Planned for the Victoria Tower Gardens alongside the Houses of Parliament and adjacent to the River Thames, the UK Holocaust Memorial is made up of two parts: an above-grade memorial with landscape, and a below-grade Learning Centre, "which will advance Holocaust education across the United Kingdom and help visitors develop a deeper understanding of how societal breakdown can, in the worst cases, lead to genocide." Although present in the shortlisted and winning designs, the Learning Centre "will be taken forward subject to technical, financial, planning or other constraints."

Image: Adjaye Associates and Ron Arad Architects

The description of the winning team of Adjaye Associates and Ron Arad Architects with Gustafson Porter + Bowman, Plan A and DHA Designs:

We have approached the National Holocaust Memorial and Learning Centre as an opportunity to unearth the complexity of the Holocaust story, which we see as a series of layers that have become hidden by time. Our proposal aims to reveal these layers not through a static symbol commemorating the past, but through an organic living monument that evolves over time, capable of both affecting and being affected by its users.

Image: Adjaye Associates and Ron Arad Architects

Furthermore:

Our design integrates Learning Centre, Memorial and landscape into a multifaceted holistic sensorial and emotive journey. Through a careful sequencing of highly immersive spaces that intentionally juxtapose moments of solitary engagement with moments of collective gathering, our design envelops the visitor in the physical, intellectual and emotional experience of the Holocaust trauma. In so doing, we have resisted traditional notions of dictation in favour of encouraging visitors to draw personal meaning and purpose out of tragedy.
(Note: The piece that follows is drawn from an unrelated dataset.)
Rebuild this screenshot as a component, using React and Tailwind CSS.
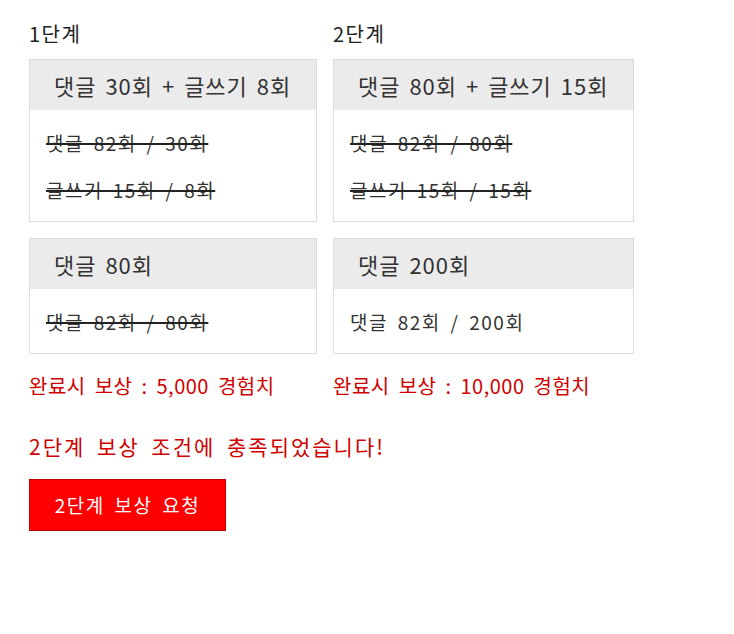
import React from "react";

const stages = [
  {
    label: "1단계",
    width: "w-[288px]",
    cards: [
      {
        title: "댓글 30회 + 글쓰기 8회",
        lines: [
          { text: "댓글 82회 / 30회", done: true },
          { text: "글쓰기 15회 / 8회", done: true },
        ],
      },
      {
        title: "댓글 80회",
        lines: [{ text: "댓글 82회 / 80회", done: true }],
      },
    ],
    reward: "완료시 보상 : 5,000 경험치",
  },
  {
    label: "2단계",
    width: "w-[301px]",
    cards: [
      {
        title: "댓글 80회 + 글쓰기 15회",
        lines: [
          { text: "댓글 82회 / 80회", done: true },
          { text: "글쓰기 15회 / 15회", done: true },
        ],
      },
      {
        title: "댓글 200회",
        lines: [{ text: "댓글 82회 / 200회", done: false }],
      },
    ],
    reward: "완료시 보상 : 10,000 경험치",
  },
];

function Card({ card }) {
  return (
    <div className="border border-[#dcdcdc] bg-white">
      <div className="h-[50px] flex items-center pl-[24px] bg-[#ebebeb] text-[22px] tracking-[1px] [word-spacing:3px] text-[#333] whitespace-nowrap">
        {card.title}
      </div>
      <div className="pt-[9px] pb-[8px] px-[16px]">
        {card.lines.map((line, i) => (
          <div
            key={i}
            className="h-[47px] leading-[47px] text-[19px] tracking-[1.5px] [word-spacing:4px] text-[#333] whitespace-nowrap"
          >
            <span
              className={
                line.done
                  ? "line-through decoration-2 decoration-[#222]"
                  : ""
              }
            >
              {line.text}
            </span>
          </div>
        ))}
      </div>
    </div>
  );
}

export default function App() {
  return (
    <div
      className="min-h-screen bg-white pl-[29px]"
      style={{ fontFamily: '"Noto Sans CJK KR", "Noto Sans", sans-serif' }}
    >
      <div className="flex gap-[16px]">
        {stages.map((stage) => (
          <div key={stage.label} className={`flex flex-col ${stage.width}`}>
            <div className="h-[59px] pt-[24px] leading-[20px] text-[20px] tracking-[1.5px] text-[#222]">
              {stage.label}
            </div>
            <div className="flex flex-col gap-[16px]">
              {stage.cards.map((card) => (
                <Card key={card.title} card={card} />
              ))}
            </div>
            <div className="mt-[20px] h-[24px] leading-[24px] text-[20px] tracking-[0.5px] [word-spacing:4px] text-[#d00000] whitespace-nowrap">
              {stage.reward}
            </div>
          </div>
        ))}
      </div>
      <div className="mt-[36px] leading-[24px] text-[21px] tracking-[2px] [word-spacing:5px] text-[#d00000] whitespace-nowrap">
        2단계 보상 조건에 충족되었습니다!
      </div>
      <button className="mt-[21px] w-[197px] h-[52px] bg-[#ff0000] border border-[#c00000] text-white text-[19px] tracking-[1.5px] [word-spacing:4px]">
        2단계 보상 요청
      </button>
    </div>
  );
}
Image: Adjaye Associates and Ron Arad Architects

According to Malcolm Reading Consultants, the jury praised "the winning team’s proposal to create 'a living place, not just a monument to something of the past' and the desire to create an immersive journey for the visitor who would enter a Memorial embedded in the land." Additionally, the jury commended the design's ability to resolve an essential challenge of the brief: "being visually arresting ('highly visible from near and far') yet showing sensitivity to its location and context."

Image: Adjaye Associates and Ron Arad Architects

Next steps include further development through discussion with Holocaust experts, survivors and other victim groups, and local residents, Westminster City Council, Historic England, Royal Parks and other statutory consultees. The UK Government has committed £50 million toward the creation of the Memorial and running the Learning Centre, though the United Kingdom Holocaust Memorial Foundation will be working closely with other organizations and experts on the contents and approach of the Learning Centre.